=== DO THIS ===
Below is a block of records. Copy every line in it that contains the word "with".

** BEGIN EXTRACTED RECORDS **

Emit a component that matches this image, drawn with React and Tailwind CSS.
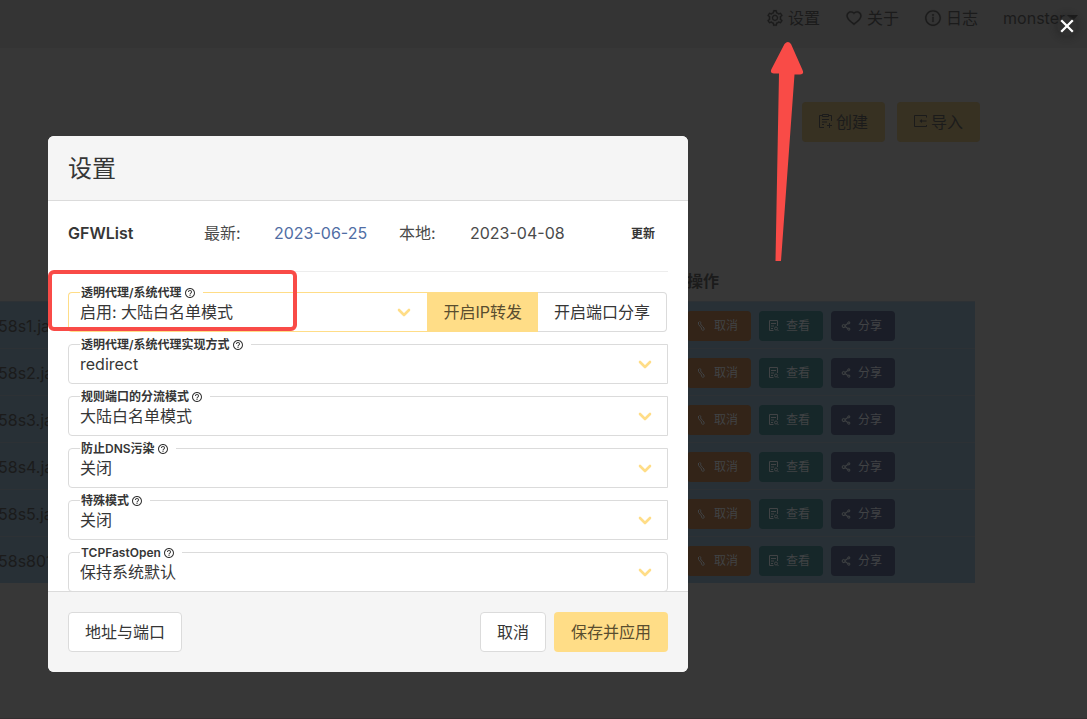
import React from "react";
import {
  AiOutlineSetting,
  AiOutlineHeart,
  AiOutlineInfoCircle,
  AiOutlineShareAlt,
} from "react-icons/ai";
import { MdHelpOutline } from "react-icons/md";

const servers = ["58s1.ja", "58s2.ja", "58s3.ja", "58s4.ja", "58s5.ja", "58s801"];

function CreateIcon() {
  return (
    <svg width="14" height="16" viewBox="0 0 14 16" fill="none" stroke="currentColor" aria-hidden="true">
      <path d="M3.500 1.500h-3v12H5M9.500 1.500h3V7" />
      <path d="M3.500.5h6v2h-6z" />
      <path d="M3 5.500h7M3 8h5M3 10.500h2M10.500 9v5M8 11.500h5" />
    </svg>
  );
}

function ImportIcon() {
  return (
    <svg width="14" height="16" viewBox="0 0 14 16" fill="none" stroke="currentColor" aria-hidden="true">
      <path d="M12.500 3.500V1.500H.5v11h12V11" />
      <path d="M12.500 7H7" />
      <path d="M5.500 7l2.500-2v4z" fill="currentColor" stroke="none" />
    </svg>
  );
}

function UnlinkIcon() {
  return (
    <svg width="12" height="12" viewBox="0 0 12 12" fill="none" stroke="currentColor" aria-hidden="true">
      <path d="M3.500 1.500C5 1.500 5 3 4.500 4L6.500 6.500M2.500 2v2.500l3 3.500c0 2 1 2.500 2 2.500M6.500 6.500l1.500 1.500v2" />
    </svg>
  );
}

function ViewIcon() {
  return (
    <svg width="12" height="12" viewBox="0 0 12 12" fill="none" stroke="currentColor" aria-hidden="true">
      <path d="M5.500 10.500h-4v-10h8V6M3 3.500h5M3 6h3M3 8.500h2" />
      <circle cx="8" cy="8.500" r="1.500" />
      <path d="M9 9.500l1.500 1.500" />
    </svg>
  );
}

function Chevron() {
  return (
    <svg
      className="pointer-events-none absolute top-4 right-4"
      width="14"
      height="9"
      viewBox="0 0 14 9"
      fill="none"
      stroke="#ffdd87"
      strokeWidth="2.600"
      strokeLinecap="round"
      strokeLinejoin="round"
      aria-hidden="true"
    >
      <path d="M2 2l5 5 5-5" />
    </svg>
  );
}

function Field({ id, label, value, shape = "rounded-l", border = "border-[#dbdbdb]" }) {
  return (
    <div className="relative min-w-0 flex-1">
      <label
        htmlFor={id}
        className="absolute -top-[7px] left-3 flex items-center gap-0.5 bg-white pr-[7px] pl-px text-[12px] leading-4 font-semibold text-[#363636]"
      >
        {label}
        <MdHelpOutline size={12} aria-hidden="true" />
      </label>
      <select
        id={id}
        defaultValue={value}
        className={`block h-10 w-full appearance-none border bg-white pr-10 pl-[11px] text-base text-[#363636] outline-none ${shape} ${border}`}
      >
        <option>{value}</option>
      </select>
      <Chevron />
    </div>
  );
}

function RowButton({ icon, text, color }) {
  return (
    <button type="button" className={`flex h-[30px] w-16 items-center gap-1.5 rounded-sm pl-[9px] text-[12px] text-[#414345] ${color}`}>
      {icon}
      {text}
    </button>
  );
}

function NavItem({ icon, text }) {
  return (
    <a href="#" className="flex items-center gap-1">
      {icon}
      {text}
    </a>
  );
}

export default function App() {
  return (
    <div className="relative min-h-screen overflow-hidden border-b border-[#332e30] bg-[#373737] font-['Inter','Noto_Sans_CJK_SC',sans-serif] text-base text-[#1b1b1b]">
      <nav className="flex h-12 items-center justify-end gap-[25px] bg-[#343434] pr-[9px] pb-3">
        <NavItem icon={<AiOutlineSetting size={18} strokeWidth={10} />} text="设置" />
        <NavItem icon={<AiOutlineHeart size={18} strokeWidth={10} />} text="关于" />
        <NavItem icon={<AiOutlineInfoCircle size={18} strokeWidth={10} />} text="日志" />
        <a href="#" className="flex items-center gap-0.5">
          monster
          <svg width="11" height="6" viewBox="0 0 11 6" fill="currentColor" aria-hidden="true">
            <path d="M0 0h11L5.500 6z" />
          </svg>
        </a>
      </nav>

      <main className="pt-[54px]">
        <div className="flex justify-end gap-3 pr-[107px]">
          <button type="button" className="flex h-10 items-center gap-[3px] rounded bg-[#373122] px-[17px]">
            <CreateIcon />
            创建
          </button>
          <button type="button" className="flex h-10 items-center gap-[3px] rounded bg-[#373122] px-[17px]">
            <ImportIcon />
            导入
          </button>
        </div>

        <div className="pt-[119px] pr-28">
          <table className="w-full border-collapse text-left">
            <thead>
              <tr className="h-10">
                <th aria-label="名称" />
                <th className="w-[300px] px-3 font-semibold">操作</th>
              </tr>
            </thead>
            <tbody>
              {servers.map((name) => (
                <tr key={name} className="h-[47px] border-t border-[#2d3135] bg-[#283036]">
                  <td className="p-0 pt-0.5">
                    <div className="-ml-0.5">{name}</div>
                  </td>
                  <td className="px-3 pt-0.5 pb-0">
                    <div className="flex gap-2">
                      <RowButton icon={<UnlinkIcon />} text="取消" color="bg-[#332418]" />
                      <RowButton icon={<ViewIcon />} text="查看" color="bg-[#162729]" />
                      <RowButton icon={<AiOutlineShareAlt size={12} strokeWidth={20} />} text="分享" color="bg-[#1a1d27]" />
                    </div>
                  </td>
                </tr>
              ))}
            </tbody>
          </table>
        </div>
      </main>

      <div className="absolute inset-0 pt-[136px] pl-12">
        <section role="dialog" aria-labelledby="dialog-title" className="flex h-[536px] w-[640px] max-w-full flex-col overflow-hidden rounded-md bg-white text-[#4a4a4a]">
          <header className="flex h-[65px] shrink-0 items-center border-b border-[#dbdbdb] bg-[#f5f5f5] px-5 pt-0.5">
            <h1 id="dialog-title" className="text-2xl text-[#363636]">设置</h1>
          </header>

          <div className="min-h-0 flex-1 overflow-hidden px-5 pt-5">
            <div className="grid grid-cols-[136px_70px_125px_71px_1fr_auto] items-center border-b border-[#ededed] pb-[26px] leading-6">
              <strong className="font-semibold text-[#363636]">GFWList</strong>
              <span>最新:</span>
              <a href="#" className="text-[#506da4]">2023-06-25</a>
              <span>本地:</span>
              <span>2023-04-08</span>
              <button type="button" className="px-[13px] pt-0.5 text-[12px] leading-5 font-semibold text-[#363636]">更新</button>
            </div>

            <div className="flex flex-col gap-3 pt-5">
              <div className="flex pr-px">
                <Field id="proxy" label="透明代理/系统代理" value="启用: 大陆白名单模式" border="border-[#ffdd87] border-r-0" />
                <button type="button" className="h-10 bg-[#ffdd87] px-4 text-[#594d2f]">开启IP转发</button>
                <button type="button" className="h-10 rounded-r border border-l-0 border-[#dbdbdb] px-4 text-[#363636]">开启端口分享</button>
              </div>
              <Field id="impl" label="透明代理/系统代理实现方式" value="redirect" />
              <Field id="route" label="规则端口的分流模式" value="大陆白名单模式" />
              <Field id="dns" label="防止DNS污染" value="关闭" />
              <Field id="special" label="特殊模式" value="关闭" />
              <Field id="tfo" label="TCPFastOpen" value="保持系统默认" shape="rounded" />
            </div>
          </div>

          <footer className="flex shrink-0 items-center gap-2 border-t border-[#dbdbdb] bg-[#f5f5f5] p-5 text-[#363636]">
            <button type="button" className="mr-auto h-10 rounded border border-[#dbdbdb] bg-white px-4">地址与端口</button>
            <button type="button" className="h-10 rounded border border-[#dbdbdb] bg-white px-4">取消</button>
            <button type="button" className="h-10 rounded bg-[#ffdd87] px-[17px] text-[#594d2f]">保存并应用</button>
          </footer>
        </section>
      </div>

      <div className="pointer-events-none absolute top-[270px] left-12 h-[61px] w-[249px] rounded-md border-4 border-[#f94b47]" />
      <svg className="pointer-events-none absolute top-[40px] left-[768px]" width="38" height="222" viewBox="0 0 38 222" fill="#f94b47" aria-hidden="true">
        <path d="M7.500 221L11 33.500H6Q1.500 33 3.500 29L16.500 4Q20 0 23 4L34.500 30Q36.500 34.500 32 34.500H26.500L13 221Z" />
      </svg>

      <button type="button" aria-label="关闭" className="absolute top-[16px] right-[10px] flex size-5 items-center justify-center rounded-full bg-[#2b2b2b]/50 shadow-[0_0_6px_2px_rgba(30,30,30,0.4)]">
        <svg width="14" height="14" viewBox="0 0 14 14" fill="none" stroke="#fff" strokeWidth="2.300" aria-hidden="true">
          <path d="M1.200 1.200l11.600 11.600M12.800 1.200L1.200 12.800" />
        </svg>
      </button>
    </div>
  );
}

** END EXTRACTED RECORDS **
** BEGIN EXTRACTED RECORDS **

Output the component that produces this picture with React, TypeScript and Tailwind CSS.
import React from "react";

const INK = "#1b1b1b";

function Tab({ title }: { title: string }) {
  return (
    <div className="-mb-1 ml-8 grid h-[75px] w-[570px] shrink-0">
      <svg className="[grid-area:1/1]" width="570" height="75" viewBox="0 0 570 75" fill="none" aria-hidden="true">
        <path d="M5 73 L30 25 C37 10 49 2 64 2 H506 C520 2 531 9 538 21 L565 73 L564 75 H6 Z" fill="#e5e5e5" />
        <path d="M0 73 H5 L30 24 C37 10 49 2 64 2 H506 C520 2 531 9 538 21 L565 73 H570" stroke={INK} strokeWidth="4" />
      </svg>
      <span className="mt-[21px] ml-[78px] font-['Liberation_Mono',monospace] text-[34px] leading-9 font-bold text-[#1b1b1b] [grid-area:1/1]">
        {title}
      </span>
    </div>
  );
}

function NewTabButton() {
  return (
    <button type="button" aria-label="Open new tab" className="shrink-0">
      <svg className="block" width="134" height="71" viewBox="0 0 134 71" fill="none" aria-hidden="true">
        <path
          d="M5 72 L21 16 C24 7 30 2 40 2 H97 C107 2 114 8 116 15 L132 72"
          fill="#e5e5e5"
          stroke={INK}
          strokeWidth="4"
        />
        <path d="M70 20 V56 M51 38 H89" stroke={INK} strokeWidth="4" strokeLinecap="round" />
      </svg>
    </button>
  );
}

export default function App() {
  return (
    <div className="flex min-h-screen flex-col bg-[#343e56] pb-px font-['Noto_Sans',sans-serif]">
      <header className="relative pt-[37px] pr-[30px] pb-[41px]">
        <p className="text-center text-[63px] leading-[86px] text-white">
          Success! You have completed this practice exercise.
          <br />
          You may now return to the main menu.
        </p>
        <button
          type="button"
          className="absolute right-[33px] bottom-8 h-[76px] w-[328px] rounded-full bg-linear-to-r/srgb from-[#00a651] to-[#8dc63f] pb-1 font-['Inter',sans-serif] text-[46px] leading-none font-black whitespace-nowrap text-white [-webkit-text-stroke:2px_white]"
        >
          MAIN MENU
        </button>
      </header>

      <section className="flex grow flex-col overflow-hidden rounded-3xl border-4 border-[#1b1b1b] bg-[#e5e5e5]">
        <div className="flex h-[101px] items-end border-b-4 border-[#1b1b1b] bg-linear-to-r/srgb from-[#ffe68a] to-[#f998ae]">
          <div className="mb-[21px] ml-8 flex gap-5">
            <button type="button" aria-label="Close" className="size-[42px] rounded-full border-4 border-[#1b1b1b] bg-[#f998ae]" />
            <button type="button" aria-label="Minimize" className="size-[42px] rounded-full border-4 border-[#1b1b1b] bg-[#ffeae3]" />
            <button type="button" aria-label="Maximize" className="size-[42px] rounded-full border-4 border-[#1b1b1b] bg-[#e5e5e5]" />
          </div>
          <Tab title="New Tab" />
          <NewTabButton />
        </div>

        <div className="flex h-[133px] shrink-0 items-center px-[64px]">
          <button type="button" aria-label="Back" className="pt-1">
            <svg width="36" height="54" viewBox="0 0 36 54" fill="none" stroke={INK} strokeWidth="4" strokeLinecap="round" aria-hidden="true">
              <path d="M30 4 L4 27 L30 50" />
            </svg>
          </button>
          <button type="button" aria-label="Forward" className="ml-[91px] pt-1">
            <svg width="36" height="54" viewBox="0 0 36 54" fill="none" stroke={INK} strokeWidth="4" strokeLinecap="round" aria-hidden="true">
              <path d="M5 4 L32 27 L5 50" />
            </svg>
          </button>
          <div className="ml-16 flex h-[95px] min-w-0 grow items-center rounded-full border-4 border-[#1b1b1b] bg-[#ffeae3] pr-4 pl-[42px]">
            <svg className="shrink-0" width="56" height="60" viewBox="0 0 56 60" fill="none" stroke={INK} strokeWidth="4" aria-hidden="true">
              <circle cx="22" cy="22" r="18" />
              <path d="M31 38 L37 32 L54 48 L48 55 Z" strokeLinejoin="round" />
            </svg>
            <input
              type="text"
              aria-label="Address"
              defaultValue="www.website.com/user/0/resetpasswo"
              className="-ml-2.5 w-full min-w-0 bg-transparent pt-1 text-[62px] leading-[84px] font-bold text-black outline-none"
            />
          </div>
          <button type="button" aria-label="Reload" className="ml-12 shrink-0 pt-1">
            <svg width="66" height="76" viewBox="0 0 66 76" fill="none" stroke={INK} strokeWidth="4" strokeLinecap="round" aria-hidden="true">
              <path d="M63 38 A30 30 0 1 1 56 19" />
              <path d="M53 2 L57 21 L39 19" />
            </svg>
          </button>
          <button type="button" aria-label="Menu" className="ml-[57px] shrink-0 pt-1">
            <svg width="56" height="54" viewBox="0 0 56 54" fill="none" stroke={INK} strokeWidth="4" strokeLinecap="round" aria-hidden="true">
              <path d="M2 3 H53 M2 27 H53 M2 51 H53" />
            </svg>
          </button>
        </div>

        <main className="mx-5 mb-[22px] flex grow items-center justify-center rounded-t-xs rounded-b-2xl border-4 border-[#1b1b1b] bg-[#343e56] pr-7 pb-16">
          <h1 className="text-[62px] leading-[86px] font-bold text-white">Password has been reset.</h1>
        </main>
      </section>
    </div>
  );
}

** END EXTRACTED RECORDS **

=== OUTPUT OF THE TASK ===
Emit a component that matches this image, drawn with React and Tailwind CSS.
Output the component that produces this picture with React, TypeScript and Tailwind CSS.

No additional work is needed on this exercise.